Obama has said he wants to send two additional U.S. combat brigades, about 7,000 troops, to Afghanistan. He has advocated reducing the U.S. force in Iraq so that troops can be redeployed to Afghanistan to quell the rising threat there.

Before his departure, Obama had accused McCain of waffling on whether to send more troops to Afghanistan, criticizing the decorated Vietnam War veteran for voting to go to war in Iraq. He called the loss of focus on the fight against the Taliban and al-Qaida in Afghanistan a “grave mistake.”

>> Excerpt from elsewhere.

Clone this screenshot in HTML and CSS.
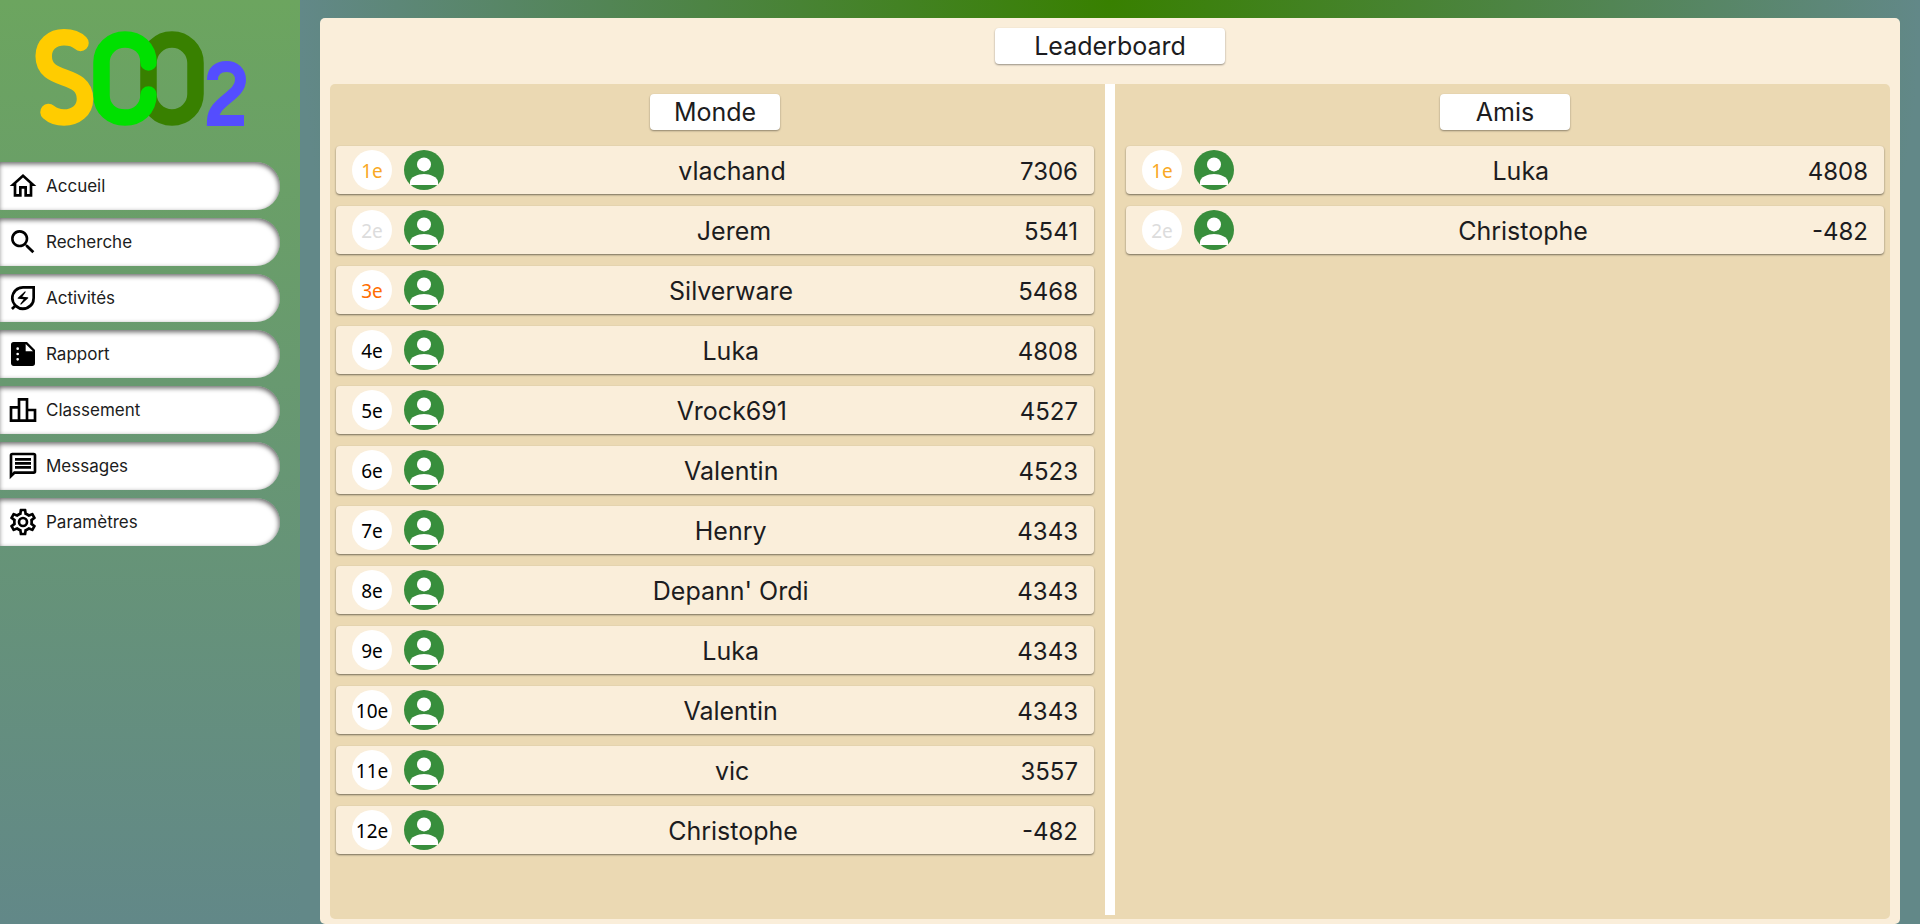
FILE: index.html
```html
<!DOCTYPE html>
<html lang="fr">
<head>
<meta charset="utf-8">
<title>SCO2 - Classement</title>
<link rel="stylesheet" href="styles.css">
</head>
<body>
<svg class="defs" aria-hidden="true">
  <symbol id="avatar" viewBox="0 0 40 40">
    <circle cx="20" cy="20" r="20" fill="#388e3c"/>
    <circle cx="20" cy="14.400" r="7" fill="#fff"/>
    <path d="M6 35v-3c0-5 8-8 14-8s14 3 14 8v3z" fill="#fff"/>
  </symbol>
</svg>
<aside class="sidebar">
  <svg class="logo" viewBox="0 0 300 162" role="img" aria-label="SCO2">
    <g fill="none" stroke-width="16.500" stroke-linecap="round">
      <rect x="148.500" y="39.500" width="47" height="78" rx="23.500" stroke="#388000"/>
      <path d="M148.500 62.500C148.500 48 138 39.500 125 39.500S101.500 49 101.500 62.500V95C101.500 109 112 117.500 125 117.500S148.500 109 148.500 94.500" stroke="#00e000"/>
      <path d="M80.500 43C76 38.500 70 37.200 64 37.200C52 37.200 43.700 45 43.700 56C43.700 84 85 71 85 99C85 110 76 117.500 64 117.500C58 117.500 53 116 48.500 112" stroke="#fc0"/>
      <path d="M212.500 80C212.500 71 218 66.500 226.500 66.500C235 66.500 240.500 72 240.500 80C240.500 96 213 101 212.500 120.500H244" stroke="#544dff" stroke-width="11" stroke-linecap="butt"/>
    </g>
  </svg>
  <nav class="menu">
    <a class="menu-item" href="#"><svg viewBox="0 0 24 24"><path d="m12 5.690 5 4.500V18h-2v-6H9v6H7v-7.810zM12 3 2 12h3v8h6v-6h2v6h6v-8h3z"/></svg>Accueil</a>
    <a class="menu-item" href="#"><svg viewBox="0 0 24 24"><path d="M15.500 14h-.79l-.28-.27A6.500 6.500 0 1 0 13.730 14.430l.27.28v.79l5 5L20.500 19zm-6 0a4.500 4.500 0 1 1 0-9 4.500 4.500 0 0 1 0 9z"/></svg>Recherche</a>
    <a class="menu-item" href="#"><svg viewBox="0 0 24 24"><path d="M12 3a9 9 0 0 0-7 14.660L3 19.590 4.410 21l1.930-1.930A9 9 0 0 0 21 12V3zm7 9a7 7 0 1 1-7-7h7zM8.460 12.630l4.050.4-2.440 3.330c-.11.160-.1.380.04.520.15.150.4.160.56.010l5.160-4.630c.33-.3.150-.85-.3-.89l-4.050-.4 2.440-3.330c.11-.16.100-.38-.04-.52a.405.405 0 0 0-.56-.01l-5.160 4.630c-.32.300-.14.850.3.890z"/></svg>Activités</a>
    <a class="menu-item" href="#"><svg viewBox="0 0 24 24"><path d="M15 3H5a2 2 0 0 0-2 2v14c0 1.100.9 2 2 2h14a2 2 0 0 0 2-2V9zM8 17a1 1 0 1 1 0-2 1 1 0 0 1 0 2zm0-4a1 1 0 1 1 0-2 1 1 0 0 1 0 2zm0-4a1 1 0 1 1 0-2 1 1 0 0 1 0 2zm6 1V4.500l5.500 5.500z"/></svg>Rapport</a>
    <a class="menu-item" href="#"><svg viewBox="0 0 24 24"><path d="M16 11V3H8v6H2v12h20V11zm-6-6h4v14h-4zm-6 6h4v8H4zm16 8h-4v-6h4z"/></svg>Classement</a>
    <a class="menu-item" href="#"><svg viewBox="0 0 24 24"><path d="M4 4h16v12H5.170L4 17.170zm0-2a2 2 0 0 0-2 2v18l4-4h14a2 2 0 0 0 2-2V4a2 2 0 0 0-2-2zm2 10h12v2H6zm0-3h12v2H6zm0-3h12v2H6z"/></svg>Messages</a>
    <a class="menu-item" href="#"><svg viewBox="0 0 24 24"><path d="M19.430 12.980c.04-.32.070-.64.070-.98s-.03-.66-.07-.98l2.110-1.650c.19-.15.240-.42.120-.64l-2-3.460a.5.500 0 0 0-.61-.22l-2.490 1a7.300 7.300 0 0 0-1.690-.98l-.38-2.650A.49.490 0 0 0 14 2h-4a.49.490 0 0 0-.49.420l-.38 2.650c-.61.250-1.170.590-1.690.980l-2.490-1a.5.500 0 0 0-.61.220l-2 3.460c-.13.220-.07.490.12.640l2.110 1.650a7.900 7.900 0 0 0 0 1.960l-2.110 1.650c-.19.150-.24.420-.12.640l2 3.460c.12.220.39.300.61.220l2.490-1c.52.400 1.080.73 1.690.98l.38 2.650c.03.240.24.420.49.420h4c.25 0 .46-.18.490-.42l.38-2.650c.61-.25 1.170-.59 1.690-.98l2.490 1c.23.090.49 0 .61-.22l2-3.460a.5.500 0 0 0-.12-.64zm-1.980-1.710a5.300 5.300 0 0 1 0 1.460l-.14 1.130.89.700 1.080.84-.7 1.210-1.270-.51-1.040-.42-.9.680c-.43.320-.84.560-1.250.73l-1.060.43-.16 1.130-.2 1.350h-1.400l-.19-1.350-.16-1.130-1.060-.43c-.43-.18-.83-.41-1.230-.71l-.91-.7-1.060.43-1.270.51-.7-1.210 1.080-.84.890-.7-.14-1.130a6.500 6.500 0 0 1 0-1.480l.14-1.130-.89-.7-1.080-.84.700-1.210 1.270.51 1.040.42.9-.68c.43-.32.840-.56 1.250-.73l1.060-.43.160-1.130.2-1.350h1.390l.19 1.350.16 1.130 1.060.43c.43.180.83.410 1.230.71l.91.700 1.060-.43 1.270-.51.700 1.210-1.070.85-.89.700zM12 8a4 4 0 1 0 0 8 4 4 0 0 0 0-8zm0 6a2 2 0 1 1 0-4 2 2 0 0 1 0 4z"/></svg>Paramètres</a>
  </nav>
</aside>
<main class="content">
  <section class="panel">
    <h1 class="label label-wide">Leaderboard</h1>
    <div class="board">
      <section class="column">
        <h2 class="label">Monde</h2>
        <ol class="ranking">
          <li class="row"><span class="rank gold">1e</span><svg class="avatar"><use href="#avatar"/></svg><span class="name">vlachand</span><span class="score">7306</span></li>
          <li class="row"><span class="rank silver">2e</span><svg class="avatar"><use href="#avatar"/></svg><span class="name">Jerem</span><span class="score">5541</span></li>
          <li class="row"><span class="rank bronze">3e</span><svg class="avatar"><use href="#avatar"/></svg><span class="name">Silverware</span><span class="score">5468</span></li>
          <li class="row"><span class="rank">4e</span><svg class="avatar"><use href="#avatar"/></svg><span class="name">Luka</span><span class="score">4808</span></li>
          <li class="row"><span class="rank">5e</span><svg class="avatar"><use href="#avatar"/></svg><span class="name">Vrock691</span><span class="score">4527</span></li>
          <li class="row"><span class="rank">6e</span><svg class="avatar"><use href="#avatar"/></svg><span class="name">Valentin</span><span class="score">4523</span></li>
          <li class="row"><span class="rank">7e</span><svg class="avatar"><use href="#avatar"/></svg><span class="name">Henry</span><span class="score">4343</span></li>
          <li class="row"><span class="rank">8e</span><svg class="avatar"><use href="#avatar"/></svg><span class="name">Depann' Ordi</span><span class="score">4343</span></li>
          <li class="row"><span class="rank">9e</span><svg class="avatar"><use href="#avatar"/></svg><span class="name">Luka</span><span class="score">4343</span></li>
          <li class="row"><span class="rank">10e</span><svg class="avatar"><use href="#avatar"/></svg><span class="name">Valentin</span><span class="score">4343</span></li>
          <li class="row"><span class="rank">11e</span><svg class="avatar"><use href="#avatar"/></svg><span class="name">vic</span><span class="score">3557</span></li>
          <li class="row"><span class="rank">12e</span><svg class="avatar"><use href="#avatar"/></svg><span class="name">Christophe</span><span class="score">-482</span></li>
        </ol>
      </section>
      <div class="divider"></div>
      <section class="column">
        <h2 class="label">Amis</h2>
        <ol class="ranking">
          <li class="row"><span class="rank gold">1e</span><svg class="avatar"><use href="#avatar"/></svg><span class="name">Luka</span><span class="score">4808</span></li>
          <li class="row"><span class="rank silver">2e</span><svg class="avatar"><use href="#avatar"/></svg><span class="name">Christophe</span><span class="score">-482</span></li>
        </ol>
      </section>
    </div>
  </section>
</main>
</body>
</html>
```
FILE: styles.css
```css
* { box-sizing: border-box; }

body {
  margin: 0;
  min-height: 100vh;
  display: flex;
  font-family: Inter, "Noto Sans", sans-serif;
  color: #1c1c20;
}

.defs { position: absolute; width: 0; height: 0; }

.sidebar {
  flex: 0 0 300px;
  background: linear-gradient(#6ca55f, #628888);
}

.logo { display: block; width: 100%; }

.menu {
  display: flex;
  flex-direction: column;
  gap: 8px;
  padding-right: 20px;
}

.menu-item {
  display: flex;
  align-items: center;
  gap: 7px;
  height: 48px;
  padding-left: 7px;
  border-radius: 0 24px 24px 0;
  background: #fff;
  box-shadow: inset -1px 2px 5px rgba(0, 0, 0, .6);
  color: #1c1c20;
  font-size: 17px;
  text-decoration: none;
}

.menu-item svg { width: 32px; height: 32px; fill: #000; }

.content {
  flex: 1;
  display: flex;
  padding: 18px 20px 0;
  background: radial-gradient(ellipse farthest-side at top, #388000, #628888);
}

.panel {
  flex: 1;
  display: flex;
  flex-direction: column;
  align-items: center;
  padding: 10px 10px 5px;
  border-radius: 5px;
  background: #faeeda;
}

.label {
  min-width: 130px;
  margin: 0;
  border-radius: 4px;
  background: #fff;
  box-shadow: 0 1px 2px rgba(0, 0, 0, .4);
  font-size: 25px;
  font-weight: 400;
  line-height: 36px;
  text-align: center;
}

.label-wide { min-width: 230px; margin-bottom: 20px; }

.board {
  flex: 1;
  align-self: stretch;
  display: flex;
  gap: 11px;
  padding: 0 6px;
  border-radius: 5px;
  background: #ebd9b3;
}

.divider { width: 10px; margin-bottom: 4px; background: #fff; }

.column {
  flex: 1;
  display: flex;
  flex-direction: column;
  align-items: center;
  gap: 16px;
  padding-top: 10px;
}

.ranking {
  align-self: stretch;
  display: flex;
  flex-direction: column;
  gap: 12px;
  margin: 0;
  padding: 0;
  list-style: none;
}

.row {
  display: flex;
  align-items: center;
  gap: 12px;
  height: 48px;
  padding: 0 16px;
  border-radius: 4px;
  background: #faeeda;
  box-shadow: 0 1px 2px rgba(0, 0, 0, .5);
  font-size: 25px;
}

.rank {
  width: 40px;
  height: 40px;
  border-radius: 50%;
  background: #fff;
  color: #000;
  font-family: "Noto Sans", sans-serif;
  font-size: 19px;
  line-height: 42px;
  text-align: center;
}

.gold { color: #f9a825; }
.silver { color: #dcdcdc; }
.bronze { color: #ff6d00; }

.avatar { width: 40px; height: 40px; }

.name, .score { padding-top: 2px; }
.name { flex: 1; text-align: center; }
.score { font-size: 24px; }
```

On Saturday, McCain said he too supported sending more troops to Afghanistan, from both NATO and the United States. But he said he also favored strategic and organizational changes in the mission there, patterned more directly on what has worked in Iraq. He also pledged to appoint a White House-based official with principal responsibility to oversee Afghanistan policy.

The Arizona senator offered a stinging critique of Obama for laying out his withdrawal strategy in Iraq before even embarking on his upcoming fact-finding visit to the war zone. “Apparently, he’s confident enough that he won’t find any facts that might change his opinion or alter his strategy,” McCain said. “Remarkable.”

He also cited his experience in the military and in Congress to draw a contrast with Obama’s far more limited exposure to national security issues. “In a time of war, the commander in chief’s job doesn’t get a learning curve,” he said. “And if I have that privilege, I will bring to the job many years of military and political experience.”

In his Spiegel interview, al-Maliki said he preferred to see U.S. troops leave “as soon as possible” and then added: “U.S. presidential candidate Barack Obama talks about 16 months. That, we think, would be the right time frame for a withdrawal, with the possibility of slight changes.”

Al-Maliki, who will soon meet with Obama, quickly noted that he was not endorsing the presumptive Democratic nominee’s candidacy, saying that was a decision for voters in the United States. But he implicitly criticized McCain, who has opposed such timetables, by saying that any effort to prolong the U.S. mission “would cause problems.”